- _EXERCISE_
Restate each of the lines below word for word and drop every picture.

- _INFORMATION SHOWN_
** BEGIN **

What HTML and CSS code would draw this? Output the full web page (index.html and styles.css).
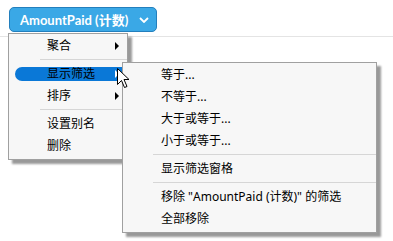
FILE: index.html
```html
<!DOCTYPE html>
<html lang="zh-CN">
<head>
    <meta charset="UTF-8">
    <title>筛选菜单</title>
    <link rel="stylesheet" href="styles.css">
</head>
<body>
    <div class="toolbar">
        <button class="campo">
            <span>AmountPaid (计数)</span>
            <svg class="chevron" width="10" height="6" viewBox="0 0 10 6"><path d="M1 1 L5 5 L9 1" fill="none" stroke="#fff" stroke-width="1.8"/></svg>
        </button>
    </div>

    <!-- menu principal -->
    <ul class="menu menu-principal">
        <li class="item"><span>聚合</span><i class="seta"></i></li>
        <li class="separador"></li>
        <li class="item ativo"><span>显示筛选</span><i class="seta"></i></li>
        <li class="item"><span>排序</span><i class="seta"></i></li>
        <li class="separador"></li>
        <li class="item"><span>设置别名</span></li>
        <li class="item"><span>删除</span></li>
    </ul>

    <!-- submenu de filtros -->
    <ul class="menu submenu">
        <li class="item"><span>等于...</span></li>
        <li class="item"><span>不等于...</span></li>
        <li class="item"><span>大于或等于...</span></li>
        <li class="item"><span>小于或等于...</span></li>
        <li class="separador"></li>
        <li class="item"><span>显示筛选窗格</span></li>
        <li class="separador"></li>
        <li class="item"><span>移除 "AmountPaid (计数)" 的筛选</span></li>
        <li class="item"><span>全部移除</span></li>
    </ul>

    <svg class="cursor" width="13" height="21" viewBox="0 0 13 21">
        <path d="M0.5 0.5 L0.5 16.5 L4.5 12.5 L7.5 19.5 L10 18.5 L7 11.5 L12 11.5 Z" fill="#fff" stroke="#000" stroke-width="1"/>
    </svg>
</body>
</html>
```

FILE: styles.css
```css
body {
    margin: 0;
    background-color: #fff;
    font-family: "Noto Sans", "Noto Sans CJK SC", sans-serif;
    font-size: 12px;
    color: #000;
}

.toolbar {
    height: 37px;
    border-bottom: 1px solid #e4e4e4;
    padding: 7px 0 0 9px;
    box-sizing: border-box;
}

.campo {
    width: 148px;
    height: 25px;
    display: flex;
    align-items: center;
    justify-content: space-between;
    padding: 0 7px 0 10px;
    box-sizing: border-box;
    background-color: #3aa8e6;
    border: 1px solid #237fbd;
    border-radius: 5px;
    color: #fff;
    font-family: Lato, "Noto Sans CJK SC", sans-serif;
    font-weight: bold;
    font-size: 13px;
}

.menu {
    position: absolute;
    margin: 0;
    list-style: none;
    background-color: #f7f7f7;
    border: 1px solid #a0a0a0;
    box-shadow: 4px 4px 2px rgba(0, 0, 0, 0.4);
    box-sizing: border-box;
}

.menu-principal {
    left: 8px;
    top: 33px;
    width: 120px;
    height: 127px;
    padding: 1px 0 0 0;
}

.submenu {
    left: 122px;
    top: 62px;
    width: 255px;
    height: 171px;
    padding: 1px 0 0 0;
    z-index: 2;
}

.item {
    height: 22px;
    display: flex;
    align-items: center;
    padding-left: 38px;
    position: relative;
    line-height: 1;
}

.separador {
    height: 1px;
    background-color: #d6d6d6;
    margin: 2px 0 3px 31px;
}

.submenu .separador {
    margin-left: 30px;
}

.seta {
    position: absolute;
    right: 8px;
    top: 7px;
    width: 0;
    height: 0;
    border-top: 4px solid transparent;
    border-bottom: 4px solid transparent;
    border-left: 4px solid #000;
}

/* item destacado */
.ativo::before {
    content: "";
    position: absolute;
    left: 6px;
    right: -10px;
    top: 4px;
    height: 14px;
    border-radius: 7px 0 0 7px;
    background-color: #0a78d7;
}

.ativo span {
    position: relative;
}

.ativo .seta {
    border-left-color: #fff;
}

.cursor {
    position: absolute;
    left: 117px;
    top: 68px;
    z-index: 3;
}
```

** END **

- _FINISHED ANSWER_
What HTML and CSS code would draw this? Output the full web page (index.html and styles.css).
FILE: index.html
```html
<!DOCTYPE html>
<html lang="zh-CN">
<head>
    <meta charset="UTF-8">
    <title>筛选菜单</title>
    <link rel="stylesheet" href="styles.css">
</head>
<body>
    <div class="toolbar">
        <button class="campo">
            <span>AmountPaid (计数)</span>
            <svg class="chevron" width="10" height="6" viewBox="0 0 10 6"><path d="M1 1 L5 5 L9 1" fill="none" stroke="#fff" stroke-width="1.8"/></svg>
        </button>
    </div>

    <!-- menu principal -->
    <ul class="menu menu-principal">
        <li class="item"><span>聚合</span><i class="seta"></i></li>
        <li class="separador"></li>
        <li class="item ativo"><span>显示筛选</span><i class="seta"></i></li>
        <li class="item"><span>排序</span><i class="seta"></i></li>
        <li class="separador"></li>
        <li class="item"><span>设置别名</span></li>
        <li class="item"><span>删除</span></li>
    </ul>

    <!-- submenu de filtros -->
    <ul class="menu submenu">
        <li class="item"><span>等于...</span></li>
        <li class="item"><span>不等于...</span></li>
        <li class="item"><span>大于或等于...</span></li>
        <li class="item"><span>小于或等于...</span></li>
        <li class="separador"></li>
        <li class="item"><span>显示筛选窗格</span></li>
        <li class="separador"></li>
        <li class="item"><span>移除 "AmountPaid (计数)" 的筛选</span></li>
        <li class="item"><span>全部移除</span></li>
    </ul>

    <svg class="cursor" width="13" height="21" viewBox="0 0 13 21">
        <path d="M0.5 0.5 L0.5 16.5 L4.5 12.5 L7.5 19.5 L10 18.5 L7 11.5 L12 11.5 Z" fill="#fff" stroke="#000" stroke-width="1"/>
    </svg>
</body>
</html>
```

FILE: styles.css
```css
body {
    margin: 0;
    background-color: #fff;
    font-family: "Noto Sans", "Noto Sans CJK SC", sans-serif;
    font-size: 12px;
    color: #000;
}

.toolbar {
    height: 37px;
    border-bottom: 1px solid #e4e4e4;
    padding: 7px 0 0 9px;
    box-sizing: border-box;
}

.campo {
    width: 148px;
    height: 25px;
    display: flex;
    align-items: center;
    justify-content: space-between;
    padding: 0 7px 0 10px;
    box-sizing: border-box;
    background-color: #3aa8e6;
    border: 1px solid #237fbd;
    border-radius: 5px;
    color: #fff;
    font-family: Lato, "Noto Sans CJK SC", sans-serif;
    font-weight: bold;
    font-size: 13px;
}

.menu {
    position: absolute;
    margin: 0;
    list-style: none;
    background-color: #f7f7f7;
    border: 1px solid #a0a0a0;
    box-shadow: 4px 4px 2px rgba(0, 0, 0, 0.4);
    box-sizing: border-box;
}

.menu-principal {
    left: 8px;
    top: 33px;
    width: 120px;
    height: 127px;
    padding: 1px 0 0 0;
}

.submenu {
    left: 122px;
    top: 62px;
    width: 255px;
    height: 171px;
    padding: 1px 0 0 0;
    z-index: 2;
}

.item {
    height: 22px;
    display: flex;
    align-items: center;
    padding-left: 38px;
    position: relative;
    line-height: 1;
}

.separador {
    height: 1px;
    background-color: #d6d6d6;
    margin: 2px 0 3px 31px;
}

.submenu .separador {
    margin-left: 30px;
}

.seta {
    position: absolute;
    right: 8px;
    top: 7px;
    width: 0;
    height: 0;
    border-top: 4px solid transparent;
    border-bottom: 4px solid transparent;
    border-left: 4px solid #000;
}

/* item destacado */
.ativo::before {
    content: "";
    position: absolute;
    left: 6px;
    right: -10px;
    top: 4px;
    height: 14px;
    border-radius: 7px 0 0 7px;
    background-color: #0a78d7;
}

.ativo span {
    position: relative;
}

.ativo .seta {
    border-left-color: #fff;
}

.cursor {
    position: absolute;
    left: 117px;
    top: 68px;
    z-index: 3;
}
```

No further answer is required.